Independence formed a central part of the debate during the election campaign, and both the SNP and Scottish Conservatives made the constitution a main part of their prospectus.
What claims have been made about the SNP’s mandate?
A number of politicians made statements about the SNP’s mandate, including UK Conservative minister Michael Gove. A similar claim was also posted by Scottish Conservatives MSP Murdo Fraser.
He said: “If you look at the votes cast in constituencies in Scotland, more people voted for parties that were opposed to an independence referendum than those that might entertain that prospect”.
Focusing on constituencies only is misleading, as the Scottish Parliament voting system includes both constituencies and regions which elect MSPs. Only the SNP and Lib Dems gained most of their seats through the constituency, with the Scottish Greens, Scottish Labour and the Scottish Conservatives gaining just seven of their combined 61 seats via constituency votes.
The number of constituency votes secured in a Scottish election is not reflective of a party’s mandate.
At the election, voters backed pro and anti-independence parties fairly equally.
Parties backing a second referendum included the SNP, Scottish Greens, Alba Party and Scottish Libertarian Party.
Opposed to the second referendum were Scottish Conservatives, Scottish Labour, Scottish Liberal Democrats, All 4 Unity, and Scottish Family Party and a number of other smaller parties.
There were 2,694,290 votes for parties backing independence or a second referendum across the constituency and regional vote.
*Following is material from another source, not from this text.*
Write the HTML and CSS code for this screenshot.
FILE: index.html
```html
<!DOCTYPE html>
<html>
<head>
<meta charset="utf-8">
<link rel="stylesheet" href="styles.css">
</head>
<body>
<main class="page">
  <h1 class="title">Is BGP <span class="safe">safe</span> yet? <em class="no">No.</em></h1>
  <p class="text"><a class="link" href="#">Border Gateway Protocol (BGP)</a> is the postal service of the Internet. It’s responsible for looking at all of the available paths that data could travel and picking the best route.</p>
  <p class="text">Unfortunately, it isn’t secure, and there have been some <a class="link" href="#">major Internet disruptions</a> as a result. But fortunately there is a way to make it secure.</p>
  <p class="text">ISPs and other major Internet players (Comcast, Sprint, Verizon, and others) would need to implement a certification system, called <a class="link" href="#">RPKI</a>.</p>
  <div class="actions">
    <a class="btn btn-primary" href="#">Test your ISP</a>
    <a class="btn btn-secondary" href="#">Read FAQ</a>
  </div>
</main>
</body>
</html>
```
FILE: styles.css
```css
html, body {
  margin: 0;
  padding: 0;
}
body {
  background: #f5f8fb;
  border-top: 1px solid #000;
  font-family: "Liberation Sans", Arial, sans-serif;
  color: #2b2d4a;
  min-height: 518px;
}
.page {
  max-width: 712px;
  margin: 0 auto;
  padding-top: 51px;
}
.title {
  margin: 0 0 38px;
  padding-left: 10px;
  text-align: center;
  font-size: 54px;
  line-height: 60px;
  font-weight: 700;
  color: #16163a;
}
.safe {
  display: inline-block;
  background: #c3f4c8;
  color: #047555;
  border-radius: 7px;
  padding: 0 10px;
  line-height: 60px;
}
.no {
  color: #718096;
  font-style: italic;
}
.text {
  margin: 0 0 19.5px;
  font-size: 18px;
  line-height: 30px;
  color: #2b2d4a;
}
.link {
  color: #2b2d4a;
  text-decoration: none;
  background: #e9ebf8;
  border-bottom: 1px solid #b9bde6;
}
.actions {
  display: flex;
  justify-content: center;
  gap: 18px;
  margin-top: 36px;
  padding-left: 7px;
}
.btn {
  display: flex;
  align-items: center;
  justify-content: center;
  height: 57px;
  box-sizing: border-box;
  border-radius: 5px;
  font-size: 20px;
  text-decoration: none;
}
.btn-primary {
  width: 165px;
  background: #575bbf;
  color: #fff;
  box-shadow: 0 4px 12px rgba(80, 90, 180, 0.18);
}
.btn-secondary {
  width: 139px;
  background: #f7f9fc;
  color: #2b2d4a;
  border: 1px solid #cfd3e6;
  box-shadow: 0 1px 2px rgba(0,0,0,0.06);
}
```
Parties against a second indyref received 2,694,731 votes. We have excluded non-party affiliated candidates and parties without a clear stated position on independence.
It should be noted that non-party affiliated candidates gained more than 11,000 votes across the constituency and regions.
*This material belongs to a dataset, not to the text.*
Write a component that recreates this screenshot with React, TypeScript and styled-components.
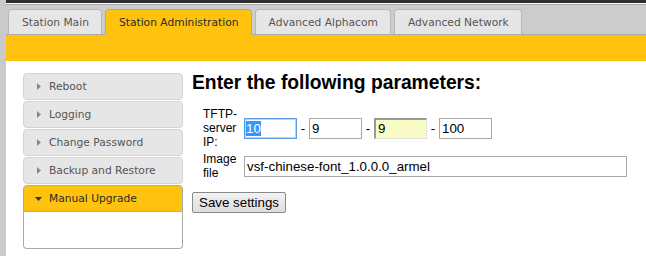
import React from "react";
import styled, { createGlobalStyle } from "styled-components";

const tabs = ["Station Main", "Station Administration", "Advanced Alphacom", "Advanced Network"];
const menu = ["Reboot", "Logging", "Change Password", "Backup and Restore"];

export default function App() {
  return (
    <>
      <GlobalStyle />
      <Page>
        <TabBar>
          {tabs.map((t, i) => (
            <Tab key={t} $active={i === 1}>
              {t}
            </Tab>
          ))}
        </TabBar>
        <YellowBar />
        <Content>
          <Sidebar>
            {menu.map((m) => (
              <MenuItem key={m}>
                <Arrow width="4" height="7" viewBox="0 0 4 7">
                  <path d="M0 0 L4 3.5 L0 7 Z" fill="#888" />
                </Arrow>
                {m}
              </MenuItem>
            ))}
            <ActiveItem>
              <Arrow width="7" height="4" viewBox="0 0 7 4">
                <path d="M0 0 L7 0 L3.5 4 Z" fill="#333" />
              </Arrow>
              Manual Upgrade
            </ActiveItem>
            <Panel />
          </Sidebar>
          <Main>
            <Heading>Enter the following parameters:</Heading>
            <Form>
              <Label>TFTP-server IP:</Label>
              <IpRow>
                <FocusedField>
                  <Selected>10</Selected>
                </FocusedField>
                <Dash>-</Dash>
                <Field $width={53} defaultValue="9" />
                <Dash>-</Dash>
                <Field $width={53} $filled defaultValue="9" />
                <Dash>-</Dash>
                <Field $width={53} defaultValue="100" />
              </IpRow>
              <Label>Image file</Label>
              <Field $width={383} defaultValue="vsf-chinese-font_1.0.0.0_armel" />
            </Form>
            <SaveButton>Save settings</SaveButton>
          </Main>
        </Content>
      </Page>
    </>
  );
}

const GlobalStyle = createGlobalStyle`
  html, body {
    margin: 0;
    padding: 0;
    background: #fff;
  }
  body {
    width: 646px;
    height: 256px;
    overflow: hidden;
    font-family: "Liberation Sans", Arial, sans-serif;
  }
`;

const Page = styled.div`
  box-sizing: border-box;
  min-height: 256px;
  border-left: 6px solid #cacaca;
`;

const TabBar = styled.div`
  display: flex;
  align-items: flex-end;
  gap: 3px;
  height: 35px;
  box-sizing: border-box;
  padding: 0 0 0 2px;
  background: #cccccc;
  border-top: 3px solid #2f2f2f;
  border-bottom: 1px solid #aaa;
  box-shadow: inset 0 1px 0 #fff, inset 0 2px 0 #aaa;
`;

const Tab = styled.div<{ $active?: boolean }>`
  height: 26px;
  box-sizing: border-box;
  display: flex;
  align-items: center;
  padding: 0 12px 0 13px;
  margin-bottom: -1px;
  font-family: "DejaVu Sans", Verdana, sans-serif;
  font-size: 10.7px;
  color: ${(p) => (p.$active ? "#2a2a2a" : "#555")};
  background: ${(p) => (p.$active ? "#ffc20e" : "#e6e6e6")};
  border: 1px solid ${(p) => (p.$active ? "#aaa" : "#b8b8b8")};
  border-bottom-color: ${(p) => (p.$active ? "#ffc20e" : "#aaa")};
  border-radius: 4px 4px 0 0;
`;

const YellowBar = styled.div`
  height: 26px;
  background: #ffc20e;
`;

const Content = styled.div`
  display: flex;
  gap: 9px;
  padding: 12px 0 0 17px;
`;

const Sidebar = styled.div`
  width: 160px;
  display: flex;
  flex-direction: column;
  gap: 1px;
  font-family: "DejaVu Sans", Verdana, sans-serif;
  font-size: 10.7px;
`;

const MenuItem = styled.div`
  height: 27px;
  box-sizing: border-box;
  display: flex;
  align-items: center;
  gap: 8px;
  padding-left: 13px;
  color: #555;
  background: #e6e6e6;
  border: 1px solid #d3d3d3;
  border-radius: 4px;
`;

const ActiveItem = styled(MenuItem)`
  gap: 7px;
  padding-left: 11px;
  color: #2a2a2a;
  background: #ffc20e;
  border-color: #aaa;
  border-radius: 4px 4px 0 0;
`;

const Panel = styled.div`
  height: 37px;
  margin-top: -1px;
  box-sizing: border-box;
  border: 1px solid #aaa;
  border-top: 0;
  border-radius: 0 0 4px 4px;
  background: #fff;
`;

const Arrow = styled.svg`
  flex: none;
  display: block;
`;

const Main = styled.div`
  display: flex;
  flex-direction: column;
  align-items: flex-start;
`;

const Heading = styled.h3`
  margin: -1px 0 0 0;
  font-size: 19.3px;
  font-weight: bold;
  color: #000;
`;

const Form = styled.div`
  display: grid;
  grid-template-columns: 38px auto;
  column-gap: 3px;
  row-gap: 3px;
  align-items: center;
  margin: 13px 0 0 11px;
`;

const Label = styled.div`
  font-size: 12px;
  line-height: 14px;
  color: #000;
`;

const IpRow = styled.div`
  display: flex;
  align-items: center;
`;

const Dash = styled.span`
  width: 12px;
  text-align: center;
  font-size: 13.33px;
`;

const Field = styled.input<{ $width: number; $filled?: boolean }>`
  width: ${(p) => p.$width}px;
  height: 21px;
  box-sizing: border-box;
  padding: 1px 2px;
  margin: 0;
  font-family: "Liberation Sans", Arial, sans-serif;
  font-size: 13.33px;
  color: #000;
  outline: none;
  background: ${(p) => (p.$filled ? "#fafcc6" : "#fff")};
  border: 1px solid #a9a9a9;
  ${(p) =>
    p.$filled &&
    `border-top: 2px solid #9a9a9a; border-left: 2px solid #9a9a9a; border-right-color: #e2e2e2; border-bottom-color: #e2e2e2;`}
`;

const FocusedField = styled.div`
  width: 53px;
  height: 21px;
  box-sizing: border-box;
  display: flex;
  align-items: center;
  padding: 0 1px;
  font-size: 13.33px;
  background: #fff;
  border: 1px solid #5a9de6;
  box-shadow: inset 0 0 0 1px #b9d4f4;
`;

const Selected = styled.span`
  background: #3399ff;
  color: #fff;
  line-height: 15px;
`;

const SaveButton = styled.button`
  margin-top: 12px;
  height: 21px;
  padding: 0 6px;
  font-family: "Liberation Sans", Arial, sans-serif;
  font-size: 13.33px;
  color: #000;
  background: linear-gradient(#f3f3f3, #dddddd);
  border: 1px solid #8a8a8a;
  border-radius: 2px;
`;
We cannot be sure that everyone who backed a party agrees with their platform in totality, so these numbers are not necessarily reflect support for or against a second independence referendum.
It also does not show the mandate that a party has to pursue its electoral promises.
What do the public think about the SNP’s mandate for independence?
According to a recent poll from Savanta ComRes, the Scottish public is split on whether the SNP has a mandate for a second referendum.
The survey, which was published on 16 May, showed 40 per cent of respondents saying the SNP had a mandate to pursue a second vote and 40 per cent saying the party did not. 19 per cent of those surveyed answered ‘don’t know’.
Does the SNP have the power to call a second referendum?
While the SNP campaigned with a promise to hold a second referendum, there is a question as to whether the party has the power to do so.
Within the current devolution arrangement, the right to grant a referendum lies with the UK Parliament.
This means that Nicola Sturgeon has to ask permission through a ‘Section 30 order’. This refers to Section 30 of the Scotland Act, which allows Holyrood to pass legislation that is usually reserved to Westminster.
The requirement for a Section 30 before holding a referendum has yet to be tested in court, and the Scottish Government has not conceded that it is the only way to progress a referendum.
The 2014 referendum took place after a request was granted by then-Prime Minister David Cameron. He and former First Minister Alex Salmond signed the ‘Edinburgh Agreement’ in order for Scotland to have a legal referendum.
The Scottish Government requested a Section 30 order in 2017 from Theresa May, but the plan was rejected. Since becoming Prime Minister, Boris Johnson has also rejected a request from the First Minister.
With this in mind, the SNP has set out a ‘roadmap’ for a second referendum. Their 11-point plan states that any referendum “must be beyond legal challenge to ensure legitimacy and acceptance”.
In the plan, another request for a Section 30 will be made, and the party will attempt to pass a bill at Holyrood for a referendum to take place after the pandemic. The aim of this would be to force the hand of the UK Government, who would either have to acquiesce to a second referendum, or legally challenge the Scottish Government in court.